As humanoid robots continue to push the boundaries of motion, agility and real-world application, the demands on joint design will only grow. To meet these challenges, engineers must move toward customized, integrated bearing systems that are designed not just to fit but to perform.

By combining component integration with tailored material selection, precision engineering and collaboration with bearing specialists, roboticists can unlock higher load capacities, slimmer bearings and longer component life.

In short, the future of humanoid robotics depends not just on better joints, but smarter, more cohesive joint systems.

FAQ: Custom-Bearings

How long does it take to design and manufacture a custom bearing?

It depends on the manufacturer and the design. For example, a heavily customized crossed roller bearing was completed with a 30-day turnaround at CCTY. However, lead times can vary based on the complexity of the design, material availability, forging schedules and other factors.

What information will the bearing manufacturer need?

The most important details are the mating dimensions (where the bearing interfaces with other components), the intended function of the bearing and the expected loading conditions.

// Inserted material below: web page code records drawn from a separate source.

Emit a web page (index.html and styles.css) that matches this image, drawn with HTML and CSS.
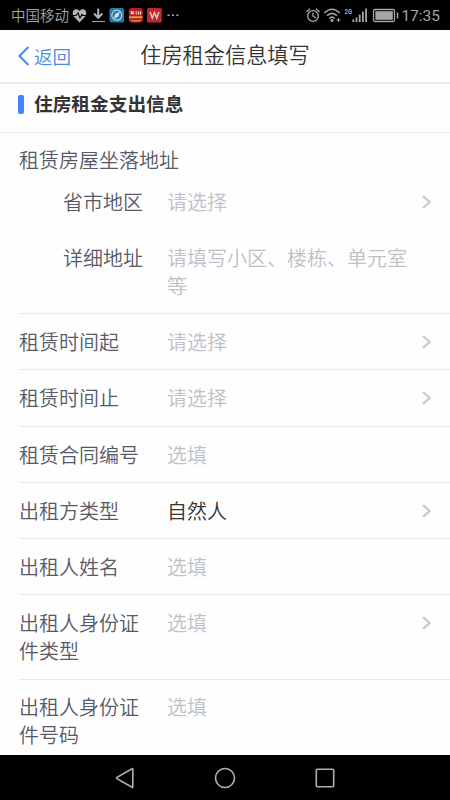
FILE: index.html
```html
<!DOCTYPE html>
<html lang="zh-CN">
<head>
<meta charset="utf-8">
<title>住房租金信息填写</title>
<link rel="stylesheet" href="styles.css">
</head>
<body>
<div class="status">
  <span class="carrier">中国移动</span>
  <svg class="notices" width="110" height="30" viewBox="0 0 110 30">
    <path d="M9.500 22.500L3.800 16.500C1.500 13.500 3 9.500 6 9.300Q8.300 9 9.500 11Q10.700 9 13 9.300C16 9.500 17.500 13.500 15.200 16.500Z" fill="#b5b5b5"/>
    <path d="M2 15.500H6L8 12.800L10 18L12 14.500L13 15.500H17" fill="none" stroke="#000" stroke-width="1.100"/>
    <path d="M28.200 8.500V17M24 13.500L28.200 17.800L32.400 13.500" fill="none" stroke="#b5b5b5" stroke-width="2"/>
    <path d="M22 21.500H35" stroke="#999" stroke-width="1.200"/>
    <rect x="39.500" y="8" width="14.500" height="14.500" rx="2" fill="#217ca8"/>
    <circle cx="46.800" cy="15.200" r="5" fill="none" stroke="#b5d2df" stroke-width="1.200"/>
    <path d="M50 11.500L48.300 16.600L43.600 19L45.200 14Z" fill="#d3e5ec"/>
    <rect x="58.800" y="8" width="14" height="14.500" rx="3" fill="#b91e24"/>
    <path d="M60.500 11.800H64M60.800 13.500H64M65.500 11.800H67M68.500 11.500V14.500M70.500 11.500V14.500M65.500 13.800H67" stroke="#eed6cf" stroke-width="1.300"/>
    <path d="M59 17.200H72.500" stroke="#d9a735" stroke-width="1.800"/>
    <path d="M61 20Q65.800 22.500 70.600 20" fill="none" stroke="#d9a735" stroke-width="1.300"/>
    <rect x="77" y="8" width="14.800" height="14.500" rx="1.500" fill="#bc282c"/>
    <path d="M80 12L82.300 18L84.500 12.500L86.700 18L89 12" fill="none" stroke="#e7c9c9" stroke-width="1.500"/>
    <path d="M97.500 14.500h2v1.500h-2zM102 14.500h2v1.500h-2zM106.400 14.500h2v1.500h-2z" fill="#aaa"/>
  </svg>
  <svg class="signals" width="100" height="30" viewBox="0 0 100 30">
    <g fill="none" stroke="#a6a6a6" stroke-width="1.300">
      <circle cx="9" cy="16" r="5.300"/>
      <path d="M9 12.500V16.200L12 18M2.500 12L6 8.800M12 8.800L15.500 12"/>
      <path d="M20.500 13Q28 5.500 35.500 13M23 15.800Q28 10.800 33 15.800M25.300 18.500Q28 15.800 30.800 18.500" stroke-width="1.600"/>
      <path d="M34.500 18V22M32.500 20H36.500" stroke-width="1"/>
      <path d="M49.300 22V19.500M52.500 22V17.500M55.700 22V14.500M58.900 22V11.500M62.100 22V8.500" stroke-width="1.800"/>
      <rect x="69.500" y="9.500" width="21" height="12" rx="1.500"/>
      <path d="M93.500 12.500V18.500" stroke-width="1.500"/>
    </g>
    <circle cx="28" cy="20.500" r="1.500" fill="#a6a6a6"/>
    <rect x="71.300" y="11.200" width="17.500" height="8.600" fill="#a6a6a6"/>
    <text class="network" x="40.500" y="13.500" textLength="7.500" lengthAdjust="spacingAndGlyphs">2G</text>
  </svg>
  <span class="clock">17:35</span>
</div>
<header class="header">
  <a class="back"><svg width="12" height="20" viewBox="0 0 12 20"><path d="M10.500 1L1.500 10L10.500 19"/></svg>返回</a>
  <h1 class="title">住房租金信息填写</h1>
</header>
<main class="form">
  <h2 class="section">住房租金支出信息</h2>
  <section class="address">
    <div class="heading">租赁房屋坐落地址</div>
    <div class="field sub"><span class="label">省市地区</span><span class="value">请选择</span><svg class="arrow" viewBox="0 0 9 14"><path d="M1 1L7.500 7L1 13"/></svg></div>
    <div class="field sub detail"><span class="label">详细地址</span><span class="value">请填写小区、楼栋、单元室等</span></div>
  </section>
  <div class="field row"><span class="label">租赁时间起</span><span class="value">请选择</span><svg class="arrow" viewBox="0 0 9 14"><path d="M1 1L7.500 7L1 13"/></svg></div>
  <div class="field row"><span class="label">租赁时间止</span><span class="value">请选择</span><svg class="arrow" viewBox="0 0 9 14"><path d="M1 1L7.500 7L1 13"/></svg></div>
  <div class="field row"><span class="label">租赁合同编号</span><span class="value">选填</span></div>
  <div class="field row"><span class="label">出租方类型</span><span class="value filled">自然人</span><svg class="arrow" viewBox="0 0 9 14"><path d="M1 1L7.500 7L1 13"/></svg></div>
  <div class="field row"><span class="label">出租人姓名</span><span class="value">选填</span></div>
  <div class="field row tall"><span class="label">出租人身份证件类型</span><span class="value">选填</span><svg class="arrow" viewBox="0 0 9 14"><path d="M1 1L7.500 7L1 13"/></svg></div>
  <div class="field row last"><span class="label">出租人身份证件号码</span><span class="value">选填</span></div>
</main>
<nav class="navbar">
  <svg width="20" height="22" viewBox="0 0 20 22"><path d="M17.800 2V20Q17.800 20.800 17 20.300L2 11.700Q1.200 11 2 10.400L17 1.800Q17.800 1.300 17.800 2Z"/></svg>
  <svg width="22" height="22" viewBox="0 0 22 22"><circle cx="11" cy="11" r="9.500"/></svg>
  <svg width="20" height="20" viewBox="0 0 20 20"><rect x="1.300" y="1.300" width="17.400" height="17.400" rx="1"/></svg>
</nav>
</body>
</html>
```
FILE: styles.css
```css
* { box-sizing: border-box; }
body {
  margin: 0;
  height: 800px;
  display: flex;
  flex-direction: column;
  overflow: hidden;
  background: #fefefe;
  color: #575966;
  font: 350 20px/28px "Noto Sans CJK SC", sans-serif;
}
svg { display: block; flex: none; }
.status {
  flex: none;
  height: 30px;
  padding: 0 10px 0 11px;
  display: flex;
  align-items: center;
  background: #000;
  color: #a6a6a6;
}
.carrier { font-size: 14.5px; line-height: 30px; width: 59px; white-space: nowrap; }
.signals { margin-left: auto; margin-right: -1px; }
.network { font: bold 7.5px Roboto, sans-serif; fill: #a6a6a6; }
.clock { font: 15.5px/30px Roboto, sans-serif; width: 37px; padding-top: 1px; display: flex; justify-content: flex-end; white-space: nowrap; }
.header {
  flex: none;
  height: 54px;
  padding: 0 18px;
  display: grid;
  grid-template-columns: 1fr auto 1fr;
  align-items: center;
  border-bottom: 2px solid #e9e9ec;
}
.back { display: flex; align-items: center; gap: 4px; padding-bottom: 1px; color: #4a87ea; font-size: 18.5px; }
.back svg { fill: none; stroke: #4a87ea; stroke-width: 2; }
.title { margin: 0; padding-bottom: 4px; color: #333; font-size: 21.2px; font-weight: 350; line-height: 48px; }
.form { flex: 1; min-height: 0; overflow: hidden; }
.section {
  height: 49px;
  margin: 0;
  padding: 5px 18px;
  display: flex;
  gap: 10px;
  border-bottom: 1px solid #eee;
  color: #333;
  font-size: 18.7px;
  font-weight: 700;
}
.section::before { content: ""; width: 6px; height: 19px; margin-top: 6px; border-radius: 2px; background: #4285f4; }
.address { padding-top: 13px; height: 180px; }
.field { display: flex; margin-left: 19px; padding-right: 19px; }
.heading { margin-left: 19px; }
.label { width: 120px; margin-right: 28px; flex: none; }
.value { width: 245px; color: #bfc0c9; }
.filled { color: #333; }
.sub { margin-top: 14px; }
.sub .label { padding-left: 44px; width: 124px; margin-right: 24px; white-space: nowrap; }
.detail { margin-top: 28px; }
.row { padding-top: 14.2px; padding-bottom: 13.1px; border-top: 1px solid #e9e9ec; }
.tall { padding-top: 13.4px; padding-bottom: 14.4px; }
.last { padding-top: 12.7px; }
.arrow { width: 9px; height: 14px; margin: 7px 0 0 auto; fill: none; stroke: #c8c9cf; stroke-width: 2.3; }
.navbar {
  flex: none;
  height: 45px;
  padding: 0 115px;
  display: flex;
  align-items: center;
  justify-content: space-between;
  background: #000;
}
.navbar svg { fill: none; stroke: #b0b0b0; stroke-width: 1.6; }
```
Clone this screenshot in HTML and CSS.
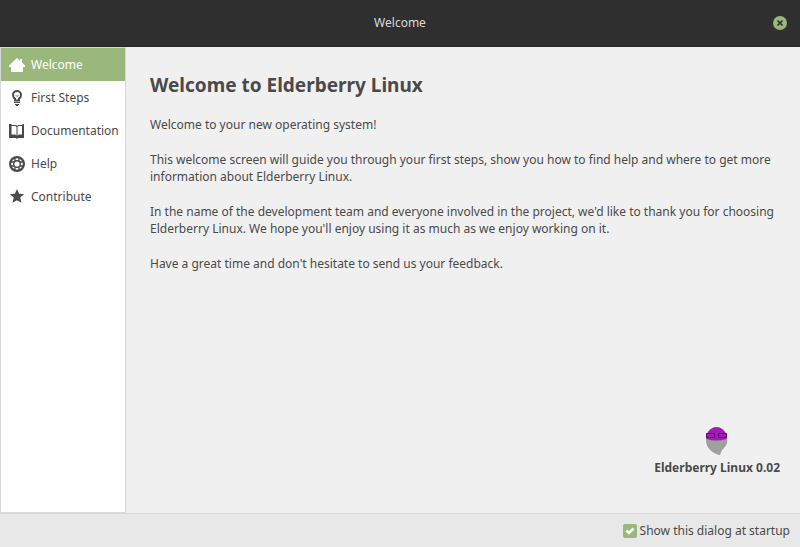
FILE: index.html
```
<!DOCTYPE html>
<html lang="en">
<head>
<meta charset="utf-8">
<title>Welcome</title>
<link rel="stylesheet" href="styles.css">
</head>
<body>
<header class="titlebar">
  <h1 class="title">Welcome</h1>
  <button class="close" type="button" aria-label="Close">
    <svg viewBox="0 0 14 14" width="14" height="14"><circle cx="7" cy="7" r="7" fill="#9ab87c"/><path d="M4.500 4.500l5 5m0-5l-5 5" stroke="#2f2f2f" stroke-width="1.700"/></svg>
  </button>
</header>
<div class="body">
  <nav class="sidebar">
    <a class="item active" href="#welcome"><svg class="icon" viewBox="0 0 16 16"><path d="M8 1L0 8.500V10h2v5h12v-5h2V8.500L13 5.500V2h-2v1.700z"/></svg>Welcome</a>
    <a class="item" href="#steps"><svg class="icon" viewBox="0 0 16 16"><path d="M6 10.500V8.700C4.500 7.700 4 6.500 4 5a4 4 0 0 1 8 0C12 6.500 11.500 7.700 10 8.700v1.800z" fill="none" stroke="currentColor" stroke-width="2"/><path d="M6.500 5L8 6.500 9.500 5" fill="none" stroke="currentColor" stroke-width=".8"/><path d="M5 12h6v1H5zM6 14h4v1H9v1H7v-1H6z"/></svg>First Steps</a>
    <a class="item" href="#docs"><svg class="icon" viewBox="0 0 16 16"><path fill-rule="evenodd" d="M0 1h2.500v1H7l1 1 1-1h4.500V1H15v14H9l-1 1-1-1H0zM2.500 3v8.500H6L7.500 12.500V4L6.500 3zM8.500 4v8.500l1.500-1h3V3H9.500z"/></svg>Documentation</a>
    <a class="item" href="#help"><svg class="icon" viewBox="0 0 16 16"><circle cx="8" cy="8" r="6.900" fill="none" stroke="currentColor" stroke-width="2.200"/><circle cx="8" cy="8" r="3.300" fill="none" stroke="currentColor" stroke-width="1.400"/><path d="M6 1v4M10 1v4M6 11v4M10 11v4M1 6h4M1 10h4M11 6h4M11 10h4" fill="none" stroke="currentColor" stroke-width="1.300"/></svg>Help</a>
    <a class="item" href="#contribute"><svg class="icon" viewBox="0 0 16 16"><path d="M8 0l2.100 4.800 5 .4-3.900 3.400 1.300 5.200L8 11.200l-4.500 2.600 1.300-5.200L.9 5.200l5-.4z"/></svg>Contribute</a>
  </nav>
  <main class="content">
    <h2 class="heading">Welcome to Elderberry Linux</h2>
    <p>Welcome to your new operating system!</p>
    <p>This welcome screen will guide you through your first steps, show you how to find help and where to get more information about Elderberry Linux.</p>
    <p>In the name of the development team and everyone involved in the project, we'd like to thank you for choosing Elderberry Linux. We hope you'll enjoy using it as much as we enjoy working on it.</p>
    <p>Have a great time and don't hesitate to send us your feedback.</p>
    <div class="brand">
      <svg viewBox="0 0 24 32" width="24" height="32"><path d="M1 13h21c1 6-1 8-4 11-2 2-2 4-3 6C9 29 0 24 1 13z" fill="#a0a09e"/><path d="M1.500 14C0 9 5 2 11.500 2S23 9 21.500 14q-10 3-20 0z" fill="#a519b8"/><path d="M1.500 8.500h8v4h-8zM13.500 8.500h8v4h-8z" fill="none" stroke="#5c0868"/></svg>
      <strong>Elderberry Linux 0.02</strong>
    </div>
  </main>
</div>
<footer class="footer">
  <label class="startup"><input type="checkbox" checked><svg class="tick" viewBox="0 0 14 14"><path d="M3.500 6.500l2.500 2.500 4.500-4.500" fill="none" stroke="#fff" stroke-width="2.500"/></svg>Show this dialog at startup</label>
</footer>
</body>
</html>
```
FILE: styles.css
```
* { box-sizing: border-box; }
body { margin: 0; min-height: 100vh; display: flex; flex-direction: column; font: 12px/17px "Noto Sans", sans-serif; color: #4a4a4a; background: #f0f0f0; }
.titlebar { height: 47px; display: grid; grid-template-columns: 1fr auto 1fr; align-items: center; padding: 0 13px 1px; background: #2f2f2f; border-bottom: 1px solid #262626; }
.title { grid-column: 2; margin: 0; font-size: 12px; font-weight: 400; color: #dadada; }
.close { justify-self: end; display: flex; padding: 0; border: 0; background: none; }
.body { flex: 1; display: flex; }
.sidebar { flex: none; width: 126px; background: #fff; border: 1px solid #d8d8d8; }
.item { display: flex; align-items: center; gap: 6px; height: 33px; padding: 0 8px; color: inherit; text-decoration: none; white-space: nowrap; }
.item.active { background: #9ab87c; color: #fff; }
.icon { flex: none; width: 16px; height: 16px; fill: currentColor; }
.content { flex: 1; display: flex; flex-direction: column; padding: 24px 20px 37px 24px; }
.heading { margin: 0 0 16px; font-size: 19px; line-height: 29px; font-weight: 700; }
.content p { margin: 0 0 18px; }
.brand { margin-top: auto; align-self: flex-end; display: flex; flex-direction: column; align-items: center; gap: 2px; }
.footer { height: 34px; display: flex; align-items: center; justify-content: flex-end; padding: 0 10px; background: #e8e8e8; border-top: 1px solid #d8d8d8; }
.startup { display: grid; grid-template-columns: 14px auto; align-items: center; column-gap: 3px; }
.startup input { grid-area: 1 / 1; appearance: none; width: 14px; height: 14px; margin: 0; border-radius: 2px; background: #9ab87c; }
.tick { grid-area: 1 / 1; width: 14px; height: 14px; pointer-events: none; visibility: hidden; }
input:checked + .tick { visibility: visible; }
```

The more information provided upfront, the better the manufacturer can assess feasibility, recommend the right solution and avoid potential issues or failures later in the process.

Are CAD drawings required?

A 2D engineering drawing is highly recommended, as it speeds up the design process. If tolerances are included, the manufacturer can review the design for manufacturability and reach out if there are any concerns. It’s not always mandatory, but it definitely streamlines the process.

What should I know about the manufacturer before starting the project?

Look for a manufacturer with responsive engineering support in your time zone, or close to it. In robotics, ongoing collaboration is critical. Without frequent communication, projects can easily lose momentum. It’s also a major advantage if the manufacturer has in-house forging capabilities, as this can significantly cut lead times. Of course, whether forging is required depends on the specific product and application.